Problem statement — Please print exactly the lines below, from the start of the material up to and including the line with "const crumbs: string[]", but none of the pictures.

Collected material —
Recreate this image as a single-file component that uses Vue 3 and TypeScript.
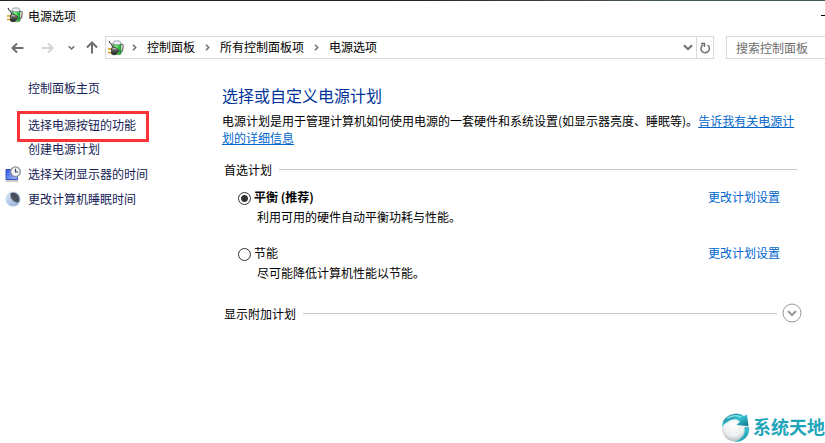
<script setup lang="ts">
import { ref } from 'vue'

interface Task {
  label: string
  icon?: 'display' | 'sleep'
  marked?: boolean
}

interface Plan {
  id: string
  name: string
  description: string
}

const crumbs: string[] = ['控制面板', '所有控制面板项', '电源选项']

const tasks: Task[] = [
  { label: '选择电源按钮的功能', marked: true },
  { label: '创建电源计划' },
  { label: '选择关闭显示器的时间', icon: 'display' },
  { label: '更改计算机睡眠时间', icon: 'sleep' },
]

const plans: Plan[] = [
  { id: 'balanced', name: '平衡 (推荐)', description: '利用可用的硬件自动平衡功耗与性能。' },
  { id: 'saver', name: '节能', description: '尽可能降低计算机性能以节能。' },
]

const selected = ref<string>('balanced')
const search = ref<string>('')
</script>

<template>
  <div class="window">
    <svg class="defs" aria-hidden="true">
      <defs>
        <linearGradient id="cell" x1="0" x2="1">
          <stop offset="0" stop-color="#2db53f" />
          <stop offset="0.4" stop-color="#7df07c" />
          <stop offset="1" stop-color="#109a2b" />
        </linearGradient>
        <linearGradient id="plug" x1="0" y1="0" x2="0" y2="1">
          <stop offset="0" stop-color="#8d8d8d" />
          <stop offset="1" stop-color="#1c1c1c" />
        </linearGradient>
        <linearGradient id="screen" x1="0" y1="0" x2="1" y2="1">
          <stop offset="0" stop-color="#2f55e8" />
          <stop offset="1" stop-color="#9dbcff" />
        </linearGradient>
        <linearGradient id="moon" x1="0" y1="0" x2="1" y2="1">
          <stop offset="0" stop-color="#dfeafa" />
          <stop offset="1" stop-color="#8ba9cf" />
        </linearGradient>
        <linearGradient id="shade" x1="0" y1="1" x2="1" y2="0">
          <stop offset="0" stop-color="#6d8099" />
          <stop offset="0.5" stop-color="#464c56" />
          <stop offset="1" stop-color="#5b626c" />
        </linearGradient>
        <radialGradient id="globe" cx="0.45" cy="0.4" r="0.65">
          <stop offset="0" stop-color="#ffffff" />
          <stop offset="0.6" stop-color="#eceeef" />
          <stop offset="1" stop-color="#a3acaf" />
        </radialGradient>
        <linearGradient id="swoosh" x1="0" y1="0" x2="1" y2="1">
          <stop offset="0" stop-color="#0c5e70" />
          <stop offset="0.5" stop-color="#37c3d4" />
          <stop offset="1" stop-color="#0b6f80" />
        </linearGradient>
        <symbol id="power" viewBox="0 0 16 16">
          <path d="M12.500 4.500h1.500q1.500 0 1.200 2l-.7 4q-.5 1.500-2 1.500" fill="none" stroke="#666" stroke-width="1.200" />
          <path d="M5 3h8v11q-3.500 1.700-7 0z" fill="url(#cell)" stroke="#3d7a47" stroke-width=".6" />
          <ellipse cx="9" cy="2.800" rx="4" ry="2" fill="#eef1f8" stroke="#8a90a6" stroke-width=".8" />
          <path d="M7.500 .5h3v1.200h-3z" fill="#c3c9d8" />
          <path d="M1.200 1q.3 2.500 2 3 1.300 1 1.300 3.500" fill="none" stroke="#444" stroke-width="1.200" />
          <path d="M0 9h4M0 12.500h4" stroke="#d39a12" stroke-width="1.600" />
          <path d="M3.500 8q2-1.500 4.500-.2l2.500 1.700q1 1.200 0 2.500L8 14.200q-2.500 1.300-4.500-.2z" fill="url(#plug)" stroke="#222" stroke-width=".6" />
          <path d="M4.500 9q1.500-1 3.500 0" fill="none" stroke="#d0d0d0" stroke-width=".9" />
        </symbol>
      </defs>
    </svg>

    <header class="titlebar">
      <svg class="app-icon"><use href="#power" /></svg>
      <h1>电源选项</h1>
      <button class="minimize" type="button" aria-label="最小化"></button>
    </header>

    <nav class="toolbar" aria-label="导航">
      <button class="nav back" type="button" aria-label="后退">
        <svg width="13" height="12" viewBox="0 0 13 12"><path d="M12.500 6H1.500M6 1.500L1.500 6 6 10.500" /></svg>
      </button>
      <button class="nav forward" type="button" aria-label="前进" disabled>
        <svg width="13" height="12" viewBox="0 0 13 12"><path d="M.5 6h11M7 1.500L11.500 6 7 10.500" /></svg>
      </button>
      <button class="nav recent" type="button" aria-label="最近">
        <svg width="7" height="6" viewBox="0 0 7 6"><path d="M.7 1.200l2.800 2.800 2.800-2.800" /></svg>
      </button>
      <button class="nav up" type="button" aria-label="上移">
        <svg width="12" height="13" viewBox="0 0 12 13"><path d="M6 12.500V1.500M1 6.500l5-5 5 5" /></svg>
      </button>
      <div class="address">
        <svg class="app-icon"><use href="#power" /></svg>
        <template v-for="crumb in crumbs" :key="crumb">
          <svg class="chevron" width="5" height="7" viewBox="0 0 5 7"><path d="M1 .8l2.700 2.700L1 6.200" /></svg>
          <a class="crumb" href="#">{{ crumb }}</a>
        </template>
        <button class="drop" type="button" aria-label="历史记录">
          <svg width="10" height="7" viewBox="0 0 10 7"><path d="M1 1.200l4 4 4-4" /></svg>
        </button>
        <button class="refresh" type="button" aria-label="刷新">
          <svg width="11" height="12" viewBox="0 0 11 12">
            <path d="M7.600 3A4.200 4.200 0 1 1 3 2.900" />
            <path d="M1 1.500h3.500V5" />
          </svg>
        </button>
      </div>
      <input v-model="search" class="search" type="text" placeholder="搜索控制面板" aria-label="搜索控制面板" />
    </nav>

    <div class="body">
      <aside class="sidebar">
        <a class="home" href="#">控制面板主页</a>
        <ul class="tasks">
          <li v-for="task in tasks" :key="task.label" :class="{ marked: task.marked }">
            <svg v-if="task.icon === 'display'" class="task-icon" viewBox="0 0 16 16">
              <path d="M1 3.500h11.500v10H1z" fill="url(#screen)" stroke="#3a50b8" />
              <path d="M.5 15h13" stroke="#9a9a9a" />
              <circle cx="10.500" cy="5.700" r="4.800" fill="#f6f7f8" stroke="#8b9098" stroke-width="1.300" />
              <path d="M10.500 2.800v3.200h2.700" fill="none" stroke="#34404e" stroke-width="1.200" />
            </svg>
            <svg v-else-if="task.icon === 'sleep'" class="task-icon" viewBox="0 0 16 16">
              <circle cx="8" cy="8" r="7.500" fill="url(#moon)" />
              <path d="M5.500 2.200Q8 .8 11 2.300 14.800 4.500 14.200 9.500 13.500 12 11.500 11.500 4.500 9.500 5.500 2.200z" fill="url(#shade)" />
            </svg>
            <a href="#">{{ task.label }}</a>
          </li>
        </ul>
      </aside>

      <main class="content">
        <h2>选择或自定义电源计划</h2>
        <p class="intro">电源计划是用于管理计算机如何使用电源的一套硬件和系统设置(如显示器亮度、睡眠等)。<a href="#">告诉我有关电源计划的详细信息</a></p>

        <fieldset class="plans">
          <legend class="group"><span>首选计划</span></legend>
          <div v-for="plan in plans" :key="plan.id" class="plan">
            <input :id="plan.id" v-model="selected" type="radio" name="plan" :value="plan.id" />
            <div class="plan-text">
              <label :for="plan.id" :class="{ active: selected === plan.id }">{{ plan.name }}</label>
              <p>{{ plan.description }}</p>
            </div>
            <a class="change" href="#">更改计划设置</a>
          </div>
        </fieldset>

        <div class="group more">
          <span id="more-label">显示附加计划</span>
          <button type="button" aria-labelledby="more-label">
            <svg width="20" height="20" viewBox="0 0 20 20">
              <circle cx="10" cy="10" r="9" />
              <path d="M6 8l4 4 4-4" />
            </svg>
          </button>
        </div>
      </main>
    </div>

    <div class="brand">
      <svg width="32" height="31" viewBox="0 0 32 31">
        <circle cx="14" cy="16.500" r="13" fill="url(#globe)" />
        <path d="M1 15Q1.500 6 9 3q8-3.500 14 1l3-1.500 1.500 11.500-12-1 3.500-3.500Q14 5.500 8 9 3 11.500 1 15z" fill="url(#swoosh)" />
        <path d="M6 6.500q6-4.500 14-1.500" fill="none" stroke="#86e3ec" stroke-width="1.500" />
        <path d="M28 15q1 7-4 11.500-5 4-11 3.500 8-3 10-8 1-3 .5-6.500z" fill="url(#swoosh)" />
      </svg>
      <span>系统天地</span>
    </div>
  </div>
</template>

<style>
body {
  background: #fff;
}
</style>

<style scoped>
.window {
  position: relative;
  min-height: 100vh;
  box-sizing: border-box;
  overflow: hidden;
  font: 12px/17px "Noto Sans CJK SC", sans-serif;
  color: #000;
  background: #fff;
}
.window::before {
  content: "";
  display: block;
  height: 1px;
  background: linear-gradient(90deg, #2b2023, #2c2226 50%, #45594a 80%);
}
.defs {
  position: absolute;
  width: 0;
  height: 0;
}
h1, h2, p, ul {
  margin: 0;
  padding: 0;
  font-weight: 400;
}
a {
  color: inherit;
  text-decoration: none;
}
button {
  display: flex;
  align-items: center;
  justify-content: center;
  padding: 0;
  border: 0;
  background: none;
}
button svg,
.chevron {
  fill: none;
  stroke: #6e6e6e;
  stroke-width: 2;
}
.app-icon {
  width: 16px;
  height: 16px;
  flex: none;
}
.titlebar {
  display: flex;
  align-items: center;
  height: 28px;
  padding-left: 7px;
  gap: 5px;
}
h1 {
  font-size: 12px;
  line-height: 17px;
}
.minimize {
  width: 4px;
  height: 1px;
  margin-left: auto;
  background: #000;
}
.toolbar {
  display: flex;
  align-items: center;
  height: 23px;
  padding: 7px 0 0 11px;
}
.nav {
  width: 13px;
  height: 21px;
}
.nav svg {
  flex: none;
}
.forward {
  margin-left: 17px;
}
.forward svg {
  stroke: #d4d4d4;
}
.recent {
  margin-left: 11px;
}
.recent svg {
  stroke-width: 1.5;
}
.up {
  margin-left: 7px;
}
.address {
  display: flex;
  align-items: center;
  flex: 1;
  box-sizing: border-box;
  height: 23px;
  margin-left: 7px;
  padding-left: 2px;
  border: 1px solid #d9d9d9;
}
.chevron {
  flex: none;
  margin: 0 10px;
  stroke-width: 1.5;
}
.app-icon + .chevron {
  margin-left: 8px;
}
.crumb,
.search {
  padding-bottom: 2px;
}
.drop {
  width: 17px;
  height: 21px;
  margin-left: auto;
}
.refresh {
  width: 17px;
  height: 21px;
  border-left: 1px solid #d9d9d9;
}
.refresh svg {
  stroke-width: 1.5;
}
.search {
  box-sizing: border-box;
  width: 99px;
  height: 23px;
  margin-left: 12px;
  padding: 0 0 0 9px;
  border: 1px solid #d9d9d9;
  border-right: 0;
  border-radius: 0;
  font: inherit;
}
.search::placeholder {
  color: #6d6d6d;
  opacity: 1;
}
.body {
  display: flex;
}
.sidebar {
  flex: none;
  width: 222px;
  padding-top: 20px;
  color: #151c55;
}
.home {
  display: block;
  margin-left: 28px;
}
.tasks {
  margin-top: 15px;
  list-style: none;
}
.tasks li {
  display: flex;
  align-items: center;
  height: 25px;
  padding-left: 28px;
}
.tasks .marked {
  box-sizing: border-box;
  width: 132px;
  height: 31px;
  margin: 0 0 -6px 17px;
  padding: 0 0 5px 8px;
  border: 3px solid #fb3338;
}
.task-icon {
  width: 16px;
  height: 16px;
  margin: 0 7px 0 -23px;
}
.content {
  flex: 1;
  min-width: 0;
  padding: 25px 23px 0 0;
}
h2 {
  font-size: 16px;
  line-height: 22px;
  color: #003399;
}
.intro {
  margin: 6px 5px 0 0;
}
.intro a {
  color: #0066cc;
  text-decoration: underline;
}
.plans {
  margin: 15px 5px 0 0;
  padding: 0;
  border: 0;
}
.group {
  display: flex;
  align-items: center;
  box-sizing: border-box;
  width: 100%;
  padding: 0 0 0 2px;
}
.group span {
  flex: none;
}
.group::after {
  content: "";
  order: 1;
  flex: 1;
  height: 1px;
  margin-left: 7px;
  background: #c8c8c8;
}
.plan {
  display: flex;
  align-items: flex-start;
  padding: 10px 17px 9px 16px;
}
.plan input {
  appearance: none;
  box-sizing: border-box;
  width: 13px;
  height: 13px;
  margin: 4px 3px 0 0;
  border: 1px solid #333;
  border-radius: 50%;
  background: #fff;
}
.plan input:checked {
  background: radial-gradient(circle, #333 3px, #fff 4px);
}
.plan-text {
  flex: 1;
}
.plan-text label {
  display: block;
}
.plan-text .active {
  font-weight: 700;
}
.plan-text p {
  margin: 3px 0 0 3px;
}
.change {
  color: #0066cc;
}
.more {
  margin-top: 13px;
}
.more button {
  order: 2;
  margin-left: 5px;
}
.more button svg {
  stroke: #999;
  stroke-width: 1;
}
.more button path {
  stroke-width: 2;
}
.brand {
  position: absolute;
  right: 0;
  bottom: 0;
  display: flex;
  align-items: center;
  color: #1fa5b8;
  font-size: 18px;
  line-height: 24px;
  font-weight: 700;
}
.brand span {
  padding-bottom: 4px;
}
</style>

Exercise solution —
Recreate this image as a single-file component that uses Vue 3 and TypeScript.
<script setup lang="ts">
import { ref } from 'vue'

interface Task {
  label: string
  icon?: 'display' | 'sleep'
  marked?: boolean
}

interface Plan {
  id: string
  name: string
  description: string
}

const crumbs: string[] = ['控制面板', '所有控制面板项', '电源选项']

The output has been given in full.